What's a Bakken Shale well worth?

In and around energy conferences and among energy guys I hang around with, this question will elicit various responses, partly because there is no "one" Bakken Shale type well. The Bakken play continues to expand and wells vary depending on whether you are asking about the Middle Bakken formation or the lower Three Forks/Sanish formation, and also whether you are talking about the core of Montrail County, ND or the fringe out near the Montana border or into Montana or Saskatchewan. However, for my friends who are not constantly crunching numbers across all these play types, and for the students I work with on understanding the sector, I thought I'd share a very basic model for evaluating the Net Present Value of a single Bakken well. I'll call this a core Middle Bakken well. Using this, with some adjustments when required, you can make conclusions about the value of various companies producing and exploring in the area.

Thanks to the fine people at companies like Continental Resources, Whiting Petroleum, Brigham Exploration, Northern Oil and Gas, Kodiak Oil & Gas, and Triangle Petroleum, as well as the North Dakota Industrial Commission's Oil and Gas website it is fairly easy to find information on the production history of wells drilled in the area.

Companies have discussed in many presentations and press releases wells with initial production rates of 500 barrels of oil per day (BOPD), or 1,000 bopd, or even 2,000-3,000 bopd.

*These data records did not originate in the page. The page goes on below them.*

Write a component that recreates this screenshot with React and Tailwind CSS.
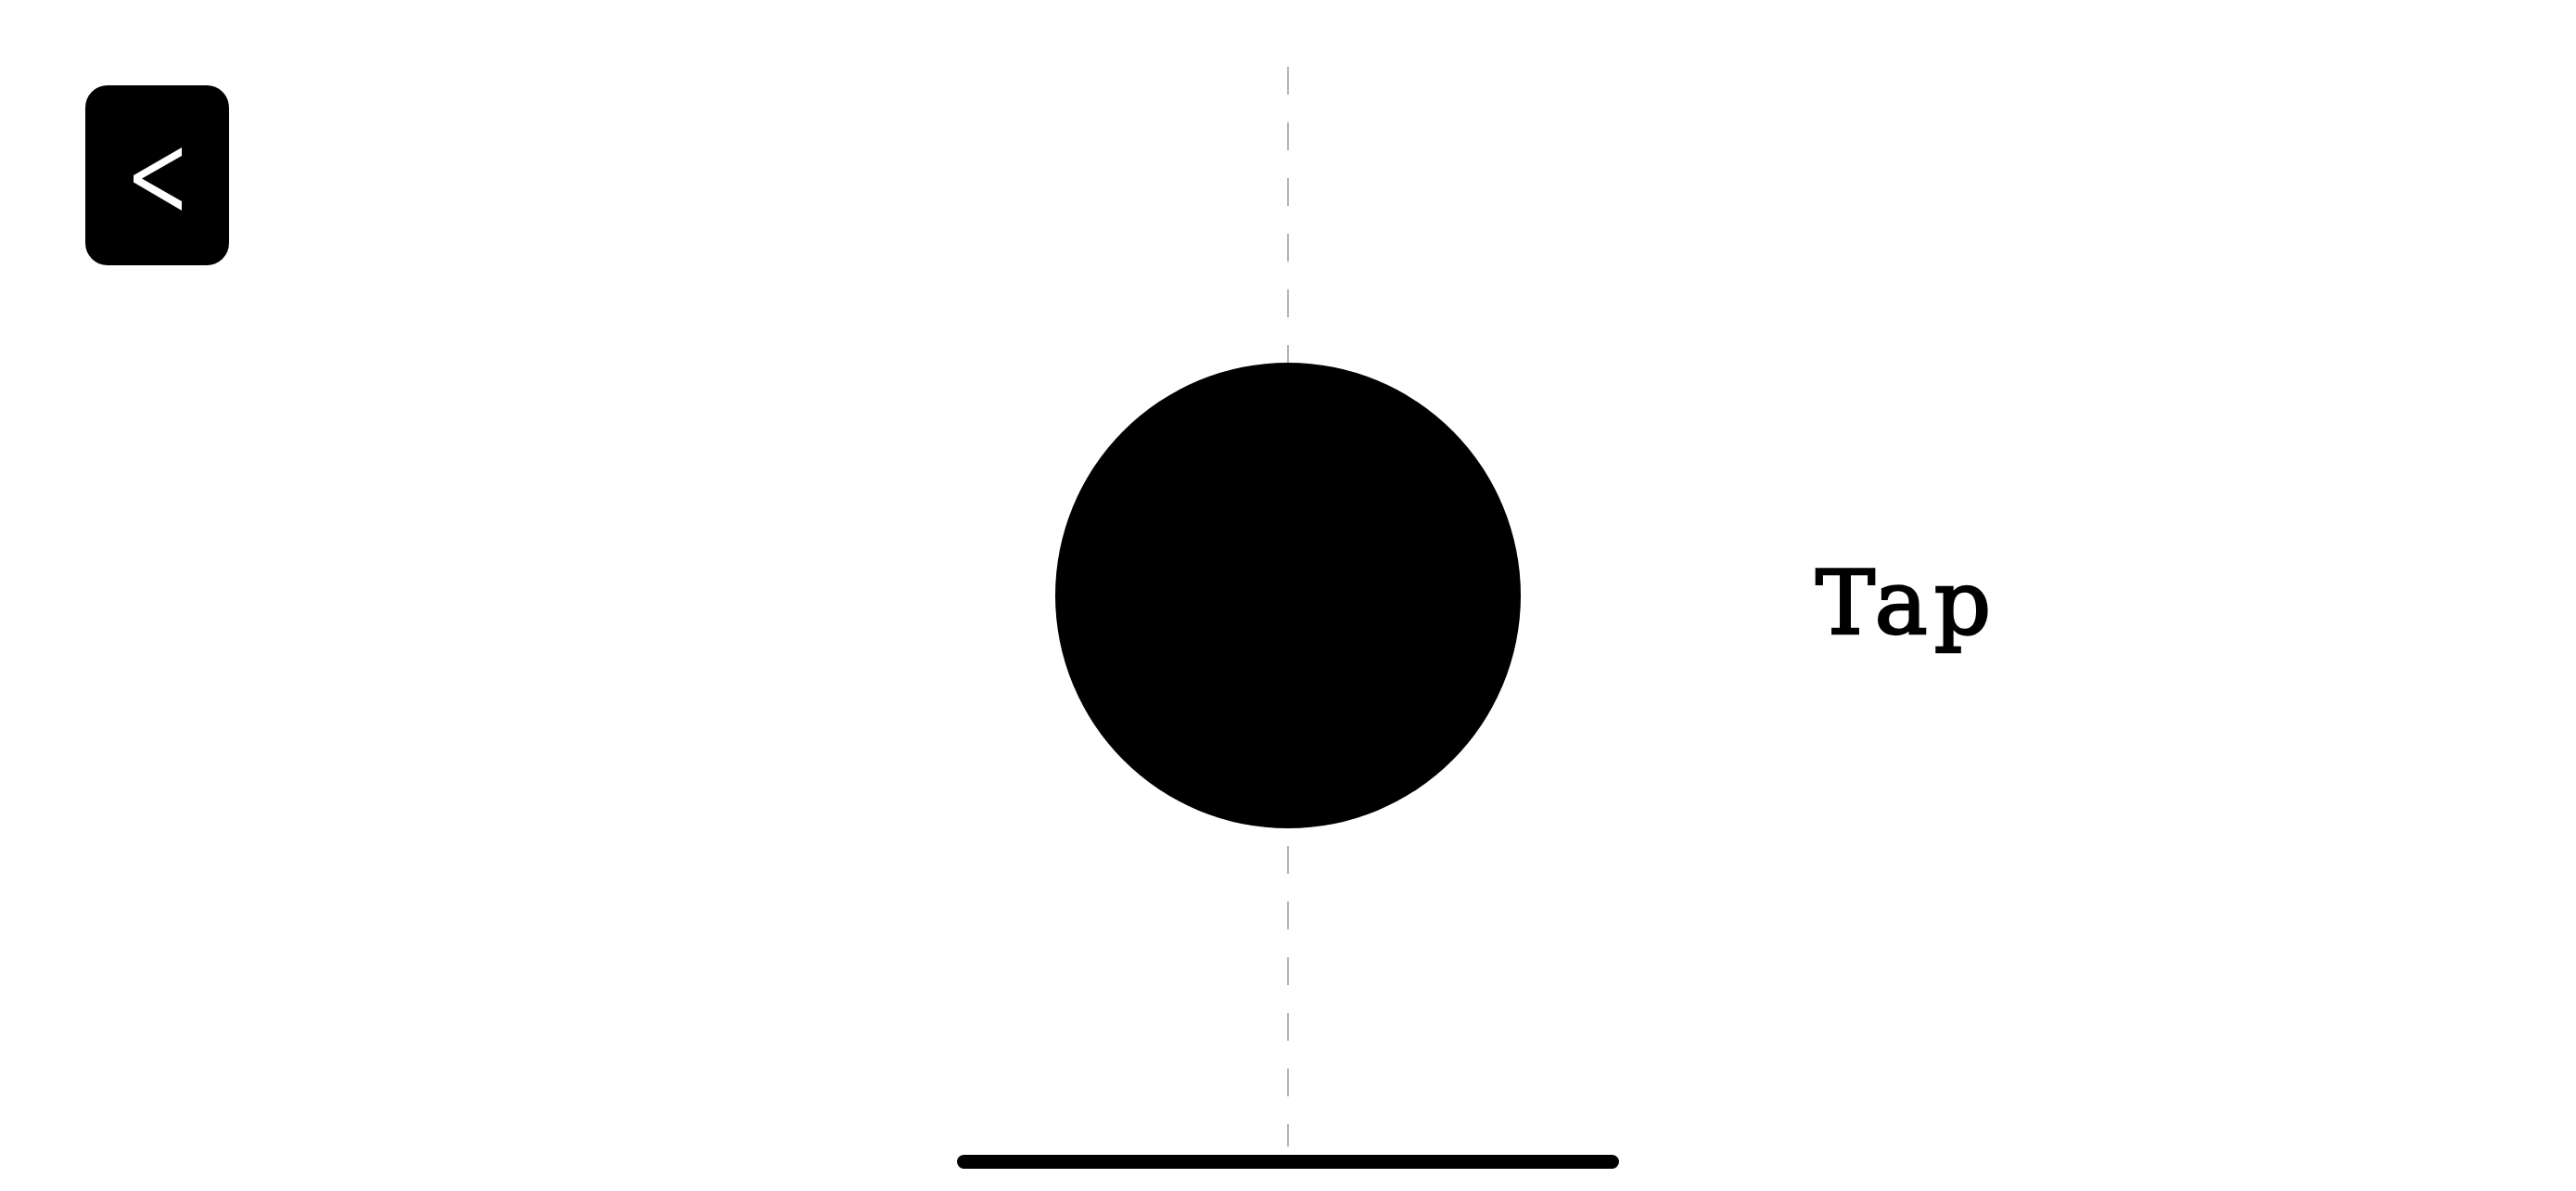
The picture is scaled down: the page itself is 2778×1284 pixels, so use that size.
export default function App() {
  return (
    <div className="relative h-screen w-screen overflow-hidden bg-white">
      {/* guide line behind the ball */}
      <div className="absolute left-1/2 top-[72px] bottom-[48px] w-[2px] -translate-x-1/2 bg-[repeating-linear-gradient(to_bottom,#b3b3b3_0px,#b3b3b3_30px,transparent_30px,transparent_60px)]" />

      <div className="relative grid h-full grid-cols-[1fr_auto_1fr] items-center">
        <div />
        <div className="h-[502px] w-[502px] rounded-full bg-black" />
        <div className="pl-[318px]">
          <span className="mt-[16px] block font-['DejaVu_Serif',serif] text-[96px] leading-none tracking-[7px] text-black [-webkit-text-stroke:2.5px_black]">
            Tap
          </span>
        </div>
      </div>

      <button className="absolute left-[92px] top-[92px] flex h-[194px] w-[155px] items-center justify-center rounded-[24px] bg-black">
        <svg width="52" height="68" viewBox="0 0 52 68" className="mt-[8px]">
          <polygon points="52,0 52,9 9,33.5 52,58 52,68 0,37.5 0,30" fill="#fff" />
        </svg>
      </button>

      <div className="absolute bottom-[24px] left-1/2 h-[15px] w-[714px] -translate-x-1/2 rounded-full bg-black" />
    </div>
  );
}
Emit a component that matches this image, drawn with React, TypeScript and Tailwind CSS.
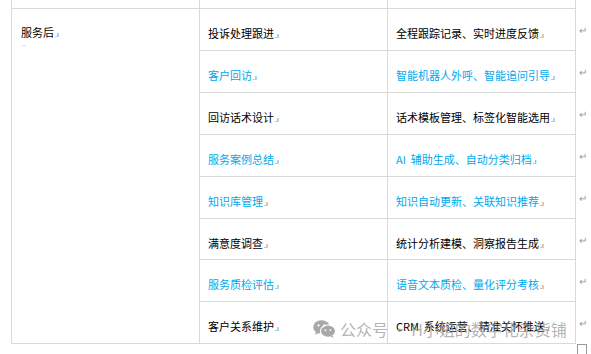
const BLUE = 'text-[#00a8ec]'

const ROWS = [
  { task: '投诉处理跟进', tool: '全程跟踪记录、实时进度反馈', blue: false, h: 'h-[42px]' },
  { task: '客户回访', tool: '智能机器人外呼、智能追问引导', blue: true, h: 'h-[42px]' },
  { task: '回访话术设计', tool: '话术模板管理、标签化智能选用', blue: false, h: 'h-[42px]' },
  { task: '服务案例总结', tool: 'AI  辅助生成、自动分类归档', blue: true, h: 'h-[42px]' },
  { task: '知识库管理', tool: '知识自动更新、关联知识推荐', blue: true, h: 'h-[42px]' },
  { task: '满意度调查', tool: '统计分析建模、洞察报告生成', blue: false, h: 'h-[41px]' },
  { task: '服务质检评估', tool: '语音文本质检、量化评分考核', blue: true, h: 'h-[42px]' },
  { task: '客户关系维护', tool: 'CRM  系统运营、精准关怀推送', blue: false, h: 'h-[42px]' },
]

function CellMark() {
  return <span className="ml-px text-[7px] text-[#666] whitespace-pre">.ı</span>
}

function WeChatIcon() {
  return (
    <svg width="23" height="18" viewBox="0 0 23 18">
      <ellipse cx="8.5" cy="7" rx="8.3" ry="6.8" fill="#a8a8a8" />
      <path d="M3 11.5 L2.2 15 L6 12.8 Z" fill="#a8a8a8" />
      <ellipse cx="15" cy="11.2" rx="7.6" ry="6.2" fill="#a8a8a8" stroke="#fff" strokeWidth="1.2" />
      <path d="M19.5 15.5 L20.6 17.8 L17.2 16.4 Z" fill="#a8a8a8" />
      <circle cx="5.6" cy="5.4" r="1.1" fill="#fff" />
      <circle cx="11.2" cy="5.4" r="1.1" fill="#fff" />
      <circle cx="12.4" cy="10.2" r="0.9" fill="#fff" />
      <circle cx="17.4" cy="10.2" r="0.9" fill="#fff" />
    </svg>
  )
}

export default function App() {
  const line = 'border-[#d9d9d9]'
  return (
    <div className="relative w-[591px] h-[354px] overflow-hidden bg-white" style={{ fontFamily: '"Noto Sans CJK SC", "Noto Sans", sans-serif' }}>
      <div className="ml-[11px] grid grid-cols-[189px_188px_188px_16px]">
        {/* cut-off row above */}
        <div className={`h-[9px] border-l border-r border-b ${line}`} />
        <div className={`h-[9px] border-r border-b ${line}`} />
        <div className={`h-[9px] border-r border-b ${line}`} />
        <div />

        <div className={`row-span-8 border-l border-r border-b ${line} pl-[9px] pt-[16px]`}>
          <div className="text-[11px] leading-[14px] text-black">服务后<CellMark /></div>
          <div className="text-[6px] leading-[6px] text-[#888] pl-px">..</div>
        </div>

        {ROWS.map((r, i) => (
          <div key={i} className="contents">
            <div className={`${r.h} border-r border-b ${line} pl-[8px] pt-[17px] text-[11px] leading-[14px] ${r.blue ? BLUE : 'text-black'}`}>
              {r.task}<CellMark />
            </div>
            <div className={`${r.h} border-r border-b ${line} pl-[8px] pt-[17px] text-[11px] leading-[14px] whitespace-pre ${r.blue ? BLUE : 'text-black'}`}>
              {r.tool}<CellMark />
            </div>
            <div className={`${r.h} pl-[3px] pt-[14px] text-[10px] leading-[14px] text-[#999]`}>↵</div>
          </div>
        ))}
      </div>

      <div className="absolute right-[4px] bottom-0 w-[10px] h-[10px] border border-[#999] border-b-0" />

      <div className="pointer-events-none absolute left-[313px] top-[318px] flex items-center gap-[4px] text-[16px] leading-[22px] text-[#9a9a9a]/75">
        <WeChatIcon />
        <span>公众号 · H小姐的数字化杂货铺</span>
      </div>
    </div>
  )
}
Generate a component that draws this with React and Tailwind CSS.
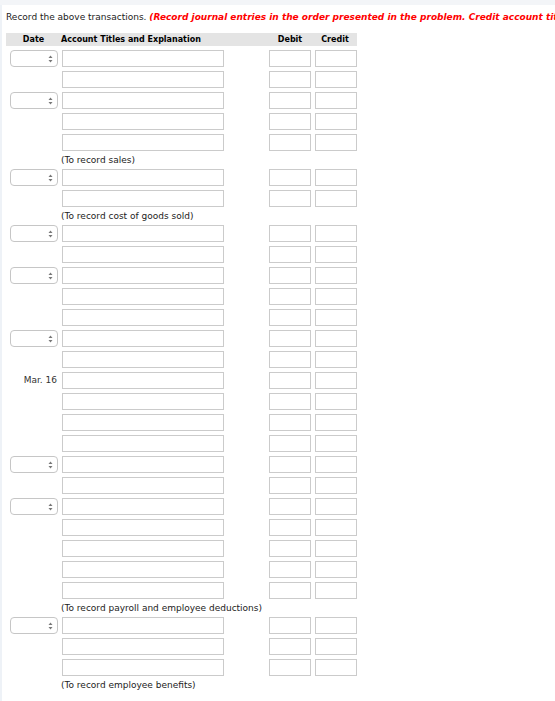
import React from "react";

// journal rows: d = date select, m = fixed date label, e = explanation line
const rows = [
  { d: true }, {}, { d: true }, {}, {},
  { e: "(To record sales)" },
  { d: true }, {},
  { e: "(To record cost of goods sold)" },
  { d: true }, {}, { d: true }, {}, {}, { d: true }, {},
  { m: "Mar. 16" }, {}, {}, {}, { d: true }, {}, { d: true }, {}, {}, {}, {},
  { e: "(To record payroll and employee deductions)" },
  { d: true }, {}, {},
  { e: "(To record employee benefits)" },
];

function DateSelect() {
  return (
    <div className="flex h-[17px] w-[48px] items-center justify-end rounded-[4px] border border-[#c6c6c6] bg-white pr-[4px]">
      <svg width="5" height="8" viewBox="0 0 5 8">
        <path d="M2.5 0.5 L4.5 3 L0.5 3 Z" fill="#777" />
        <path d="M2.5 7.5 L4.5 5 L0.5 5 Z" fill="#777" />
      </svg>
    </div>
  );
}

function Box({ w }) {
  return <div className={`h-[17px] border border-[#cbcbcb] bg-white ${w}`} />;
}

function Row({ row }) {
  if (row.e) {
    return (
      <div className="h-[10px] whitespace-nowrap pl-[55px] text-[9px] leading-[10px] text-[#222]">{row.e}</div>
    );
  }
  return (
    <div className="flex h-[17px] items-center">
      <div className="flex w-[52px] justify-end">
        {row.d && <DateSelect />}
        {row.m && <span className="pr-[1px] text-[9px] text-[#333]">{row.m}</span>}
      </div>
      <div className="ml-[4px]">
        <Box w="w-[162px]" />
      </div>
      <div className="ml-[45px]">
        <Box w="w-[42px]" />
      </div>
      <div className="ml-[4px]">
        <Box w="w-[42px]" />
      </div>
    </div>
  );
}

export default function App() {
  return (
    <div
      className="min-h-[701px] w-[555px] overflow-hidden bg-white"
      style={{ fontFamily: '"DejaVu Sans", Verdana, sans-serif' }}
    >
      <div className="h-[5px] bg-[#f3f5f8]" />
      <div className="flex min-h-[696px] border-l-[2px] border-[#eef2f7]">
        <div className="min-w-0 flex-1 pl-[4px]">
          {/* instructions */}
          <div className="mt-[7px] overflow-hidden whitespace-nowrap text-[9px] leading-[11px] text-[#222]">
            Record the above transactions.{" "}
            <span className="font-bold italic text-[#ff0000]">
              (Record journal entries in the order presented in the problem. Credit account titles are automatically indented when amount is entered.)
            </span>
          </div>

          {/* header */}
          <div className="mt-[10px] flex h-[13px] w-[351px] items-center bg-[#e4e4e4] text-[8px] font-bold text-black">
            <div className="w-[55px] text-center">Date</div>
            <div className="flex-1">Account Titles and Explanation</div>
            <div className="w-[46px] text-center">Debit</div>
            <div className="w-[44px] text-center">Credit</div>
          </div>

          {/* rows */}
          <div className="mt-[4px] flex flex-col gap-[4px]">
            {rows.map((r, i) => (
              <Row key={i} row={r} />
            ))}
          </div>
        </div>
      </div>
    </div>
  );
}
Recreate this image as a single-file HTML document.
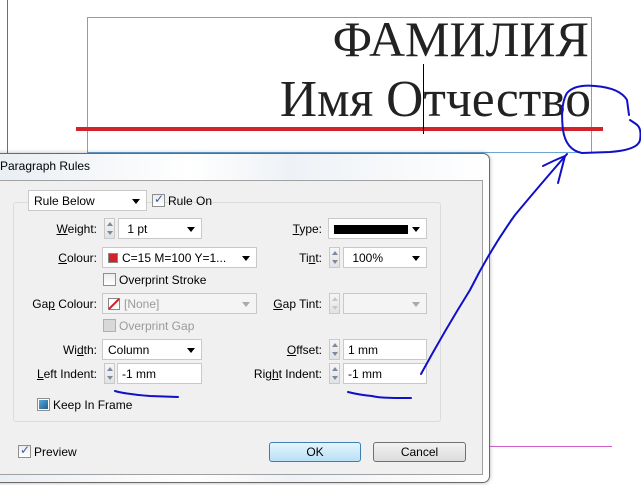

With ever changing horizontal drilling and multi-stage frac techniques, the numbers continue to evolve, but with hundreds to thousands of data points now available, we can simulate our own well "type curve" based on what we know of these many existing wells. For those new to the subject, apologies for some missing assumptions, but you should know first off that all these wells follow a pattern of very high initial production with production rates that decline at a decreasing rate. That is, the production per day looks like a falling curve that flattens out over time.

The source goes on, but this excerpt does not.